# WRITTEN TASK:
Skip all pictures, then print the remaining material exactly.

# MATERIAL:
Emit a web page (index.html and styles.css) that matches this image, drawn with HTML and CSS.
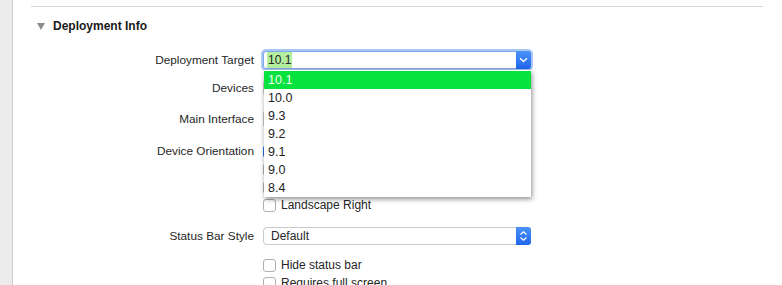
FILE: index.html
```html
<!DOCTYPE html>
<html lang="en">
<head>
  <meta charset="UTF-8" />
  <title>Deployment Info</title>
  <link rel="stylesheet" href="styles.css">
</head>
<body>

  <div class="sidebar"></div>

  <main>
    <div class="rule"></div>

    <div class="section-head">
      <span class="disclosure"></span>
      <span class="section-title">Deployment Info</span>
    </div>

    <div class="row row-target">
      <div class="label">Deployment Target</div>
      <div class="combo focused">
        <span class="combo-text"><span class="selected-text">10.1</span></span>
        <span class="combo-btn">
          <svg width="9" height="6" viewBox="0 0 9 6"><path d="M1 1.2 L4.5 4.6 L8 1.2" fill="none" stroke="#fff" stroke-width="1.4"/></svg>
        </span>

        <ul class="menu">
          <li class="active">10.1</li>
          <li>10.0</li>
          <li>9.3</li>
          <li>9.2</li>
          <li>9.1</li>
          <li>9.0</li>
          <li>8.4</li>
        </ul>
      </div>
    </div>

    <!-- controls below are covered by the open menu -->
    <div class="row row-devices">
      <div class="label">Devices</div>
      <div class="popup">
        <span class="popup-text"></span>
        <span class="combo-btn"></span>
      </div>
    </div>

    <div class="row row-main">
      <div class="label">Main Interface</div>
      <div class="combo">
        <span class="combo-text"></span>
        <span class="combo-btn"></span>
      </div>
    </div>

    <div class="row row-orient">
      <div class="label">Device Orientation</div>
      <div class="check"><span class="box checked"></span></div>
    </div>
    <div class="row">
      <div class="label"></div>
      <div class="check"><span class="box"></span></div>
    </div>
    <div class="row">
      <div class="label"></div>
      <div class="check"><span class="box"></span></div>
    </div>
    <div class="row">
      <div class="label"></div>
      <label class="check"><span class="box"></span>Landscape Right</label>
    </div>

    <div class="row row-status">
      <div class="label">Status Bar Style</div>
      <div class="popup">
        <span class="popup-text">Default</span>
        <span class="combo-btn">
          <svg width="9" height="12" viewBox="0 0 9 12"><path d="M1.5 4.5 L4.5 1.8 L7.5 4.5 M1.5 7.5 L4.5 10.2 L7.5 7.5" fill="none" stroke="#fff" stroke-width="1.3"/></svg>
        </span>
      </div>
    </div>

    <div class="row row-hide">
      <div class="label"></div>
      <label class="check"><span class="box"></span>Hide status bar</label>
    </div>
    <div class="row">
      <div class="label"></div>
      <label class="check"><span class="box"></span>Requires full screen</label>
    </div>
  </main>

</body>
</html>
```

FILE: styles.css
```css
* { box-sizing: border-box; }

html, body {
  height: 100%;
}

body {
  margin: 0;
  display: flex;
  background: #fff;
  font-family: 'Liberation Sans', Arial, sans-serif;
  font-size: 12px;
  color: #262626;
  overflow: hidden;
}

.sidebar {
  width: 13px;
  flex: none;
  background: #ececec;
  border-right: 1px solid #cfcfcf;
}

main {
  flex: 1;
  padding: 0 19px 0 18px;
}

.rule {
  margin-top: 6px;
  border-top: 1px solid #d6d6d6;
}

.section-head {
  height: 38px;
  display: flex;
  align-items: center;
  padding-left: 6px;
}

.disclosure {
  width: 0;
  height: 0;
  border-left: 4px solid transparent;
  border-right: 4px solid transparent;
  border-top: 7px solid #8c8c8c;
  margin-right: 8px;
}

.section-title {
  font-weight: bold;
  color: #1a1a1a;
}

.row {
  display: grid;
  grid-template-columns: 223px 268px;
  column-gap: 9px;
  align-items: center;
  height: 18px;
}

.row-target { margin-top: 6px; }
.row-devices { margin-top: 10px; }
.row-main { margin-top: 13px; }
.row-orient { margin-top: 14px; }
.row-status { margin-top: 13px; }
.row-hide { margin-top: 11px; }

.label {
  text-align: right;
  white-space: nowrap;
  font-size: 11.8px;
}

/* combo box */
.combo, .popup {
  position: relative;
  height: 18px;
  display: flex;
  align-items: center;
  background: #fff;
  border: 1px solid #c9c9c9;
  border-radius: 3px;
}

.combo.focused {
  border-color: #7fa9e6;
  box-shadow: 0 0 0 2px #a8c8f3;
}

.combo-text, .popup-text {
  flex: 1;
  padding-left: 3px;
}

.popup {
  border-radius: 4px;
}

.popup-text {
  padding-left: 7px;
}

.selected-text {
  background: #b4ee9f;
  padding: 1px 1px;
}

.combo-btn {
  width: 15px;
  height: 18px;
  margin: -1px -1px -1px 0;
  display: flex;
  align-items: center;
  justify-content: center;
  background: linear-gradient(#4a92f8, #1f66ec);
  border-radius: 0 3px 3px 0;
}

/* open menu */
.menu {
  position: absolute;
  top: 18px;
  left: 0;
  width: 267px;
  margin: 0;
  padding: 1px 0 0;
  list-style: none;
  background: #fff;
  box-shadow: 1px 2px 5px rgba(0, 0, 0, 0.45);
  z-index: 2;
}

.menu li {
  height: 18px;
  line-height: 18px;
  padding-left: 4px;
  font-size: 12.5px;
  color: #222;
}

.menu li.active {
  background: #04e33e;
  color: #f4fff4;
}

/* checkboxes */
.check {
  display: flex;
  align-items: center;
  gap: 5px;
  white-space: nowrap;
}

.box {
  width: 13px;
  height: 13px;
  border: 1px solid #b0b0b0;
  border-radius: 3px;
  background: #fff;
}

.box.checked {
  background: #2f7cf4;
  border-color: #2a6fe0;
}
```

# TASK RESULT:
Emit a web page (index.html and styles.css) that matches this image, drawn with HTML and CSS.
FILE: index.html
```html
<!DOCTYPE html>
<html lang="en">
<head>
  <meta charset="UTF-8" />
  <title>Deployment Info</title>
  <link rel="stylesheet" href="styles.css">
</head>
<body>

  <div class="sidebar"></div>

  <main>
    <div class="rule"></div>

    <div class="section-head">
      <span class="disclosure"></span>
      <span class="section-title">Deployment Info</span>
    </div>

    <div class="row row-target">
      <div class="label">Deployment Target</div>
      <div class="combo focused">
        <span class="combo-text"><span class="selected-text">10.1</span></span>
        <span class="combo-btn">
          <svg width="9" height="6" viewBox="0 0 9 6"><path d="M1 1.2 L4.5 4.6 L8 1.2" fill="none" stroke="#fff" stroke-width="1.4"/></svg>
        </span>

        <ul class="menu">
          <li class="active">10.1</li>
          <li>10.0</li>
          <li>9.3</li>
          <li>9.2</li>
          <li>9.1</li>
          <li>9.0</li>
          <li>8.4</li>
        </ul>
      </div>
    </div>

    <!-- controls below are covered by the open menu -->
    <div class="row row-devices">
      <div class="label">Devices</div>
      <div class="popup">
        <span class="popup-text"></span>
        <span class="combo-btn"></span>
      </div>
    </div>

    <div class="row row-main">
      <div class="label">Main Interface</div>
      <div class="combo">
        <span class="combo-text"></span>
        <span class="combo-btn"></span>
      </div>
    </div>

    <div class="row row-orient">
      <div class="label">Device Orientation</div>
      <div class="check"><span class="box checked"></span></div>
    </div>
    <div class="row">
      <div class="label"></div>
      <div class="check"><span class="box"></span></div>
    </div>
    <div class="row">
      <div class="label"></div>
      <div class="check"><span class="box"></span></div>
    </div>
    <div class="row">
      <div class="label"></div>
      <label class="check"><span class="box"></span>Landscape Right</label>
    </div>

    <div class="row row-status">
      <div class="label">Status Bar Style</div>
      <div class="popup">
        <span class="popup-text">Default</span>
        <span class="combo-btn">
          <svg width="9" height="12" viewBox="0 0 9 12"><path d="M1.5 4.5 L4.5 1.8 L7.5 4.5 M1.5 7.5 L4.5 10.2 L7.5 7.5" fill="none" stroke="#fff" stroke-width="1.3"/></svg>
        </span>
      </div>
    </div>

    <div class="row row-hide">
      <div class="label"></div>
      <label class="check"><span class="box"></span>Hide status bar</label>
    </div>
    <div class="row">
      <div class="label"></div>
      <label class="check"><span class="box"></span>Requires full screen</label>
    </div>
  </main>

</body>
</html>
```

FILE: styles.css
```css
* { box-sizing: border-box; }

html, body {
  height: 100%;
}

body {
  margin: 0;
  display: flex;
  background: #fff;
  font-family: 'Liberation Sans', Arial, sans-serif;
  font-size: 12px;
  color: #262626;
  overflow: hidden;
}

.sidebar {
  width: 13px;
  flex: none;
  background: #ececec;
  border-right: 1px solid #cfcfcf;
}

main {
  flex: 1;
  padding: 0 19px 0 18px;
}

.rule {
  margin-top: 6px;
  border-top: 1px solid #d6d6d6;
}

.section-head {
  height: 38px;
  display: flex;
  align-items: center;
  padding-left: 6px;
}

.disclosure {
  width: 0;
  height: 0;
  border-left: 4px solid transparent;
  border-right: 4px solid transparent;
  border-top: 7px solid #8c8c8c;
  margin-right: 8px;
}

.section-title {
  font-weight: bold;
  color: #1a1a1a;
}

.row {
  display: grid;
  grid-template-columns: 223px 268px;
  column-gap: 9px;
  align-items: center;
  height: 18px;
}

.row-target { margin-top: 6px; }
.row-devices { margin-top: 10px; }
.row-main { margin-top: 13px; }
.row-orient { margin-top: 14px; }
.row-status { margin-top: 13px; }
.row-hide { margin-top: 11px; }

.label {
  text-align: right;
  white-space: nowrap;
  font-size: 11.8px;
}

/* combo box */
.combo, .popup {
  position: relative;
  height: 18px;
  display: flex;
  align-items: center;
  background: #fff;
  border: 1px solid #c9c9c9;
  border-radius: 3px;
}

.combo.focused {
  border-color: #7fa9e6;
  box-shadow: 0 0 0 2px #a8c8f3;
}

.combo-text, .popup-text {
  flex: 1;
  padding-left: 3px;
}

.popup {
  border-radius: 4px;
}

.popup-text {
  padding-left: 7px;
}

.selected-text {
  background: #b4ee9f;
  padding: 1px 1px;
}

.combo-btn {
  width: 15px;
  height: 18px;
  margin: -1px -1px -1px 0;
  display: flex;
  align-items: center;
  justify-content: center;
  background: linear-gradient(#4a92f8, #1f66ec);
  border-radius: 0 3px 3px 0;
}

/* open menu */
.menu {
  position: absolute;
  top: 18px;
  left: 0;
  width: 267px;
  margin: 0;
  padding: 1px 0 0;
  list-style: none;
  background: #fff;
  box-shadow: 1px 2px 5px rgba(0, 0, 0, 0.45);
  z-index: 2;
}

.menu li {
  height: 18px;
  line-height: 18px;
  padding-left: 4px;
  font-size: 12.5px;
  color: #222;
}

.menu li.active {
  background: #04e33e;
  color: #f4fff4;
}

/* checkboxes */
.check {
  display: flex;
  align-items: center;
  gap: 5px;
  white-space: nowrap;
}

.box {
  width: 13px;
  height: 13px;
  border: 1px solid #b0b0b0;
  border-radius: 3px;
  background: #fff;
}

.box.checked {
  background: #2f7cf4;
  border-color: #2a6fe0;
}
```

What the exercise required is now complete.